Erdogan’s New Turkey: One year after the failed coup attempt

The failed coup attempt in 2016 saw the Turkish government take drastic measures in securing public order by locking up many individuals, ranging from military personnel to the housewife. Its political discourse has sharpened dramatically to engender a ‘with us’ or ‘against us’ tone. Following the referendum outcome whereby Turkey’s governance structure will transform from a parliamentary democracy to an executive Presidency, what lies ahead for this new Turkey? How have the events from last year impacted the citizens of Turkey, particularly the minority groups? How does Ankara’s political direction impact security measures in the region?

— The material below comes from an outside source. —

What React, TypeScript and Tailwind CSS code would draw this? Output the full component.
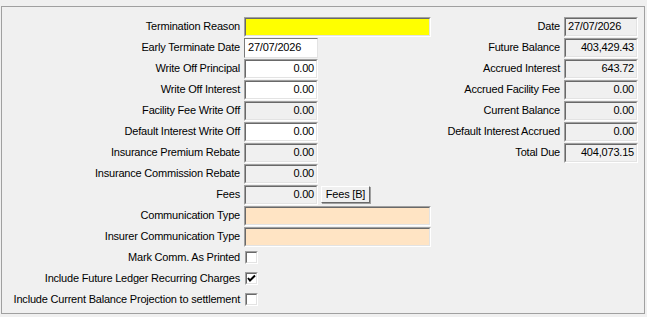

The Australian Intercultural Society (AIS) in partnership with The Alfred Deakin Institute for Citizenship and Globalisation (ADICAG) organised a panel to discuss these questions on 1 August 2016 at Deakin Downtown featuring Ihsan Yilmaz the Research Professor and Chair of Islamic Studies and Intercultural Dialogue at Deakin University and Scott C. Alexander the Associate Professor of Islamic studies and Director of the Catholic-Muslim Studies Program from the Catholic Theological Union, Chicago.

Welcoming remarks and introductions were given by Shahram Akbarzadeh, Deakin University Research Professor and Deputy Director of ADICAG.

Beverley O’Connor presenter of The World on ABC facilitated the discussion.

The event concluded with thanks by Ahmet Keskin, Executive Director of AIS and the presentation of gifts of thanks.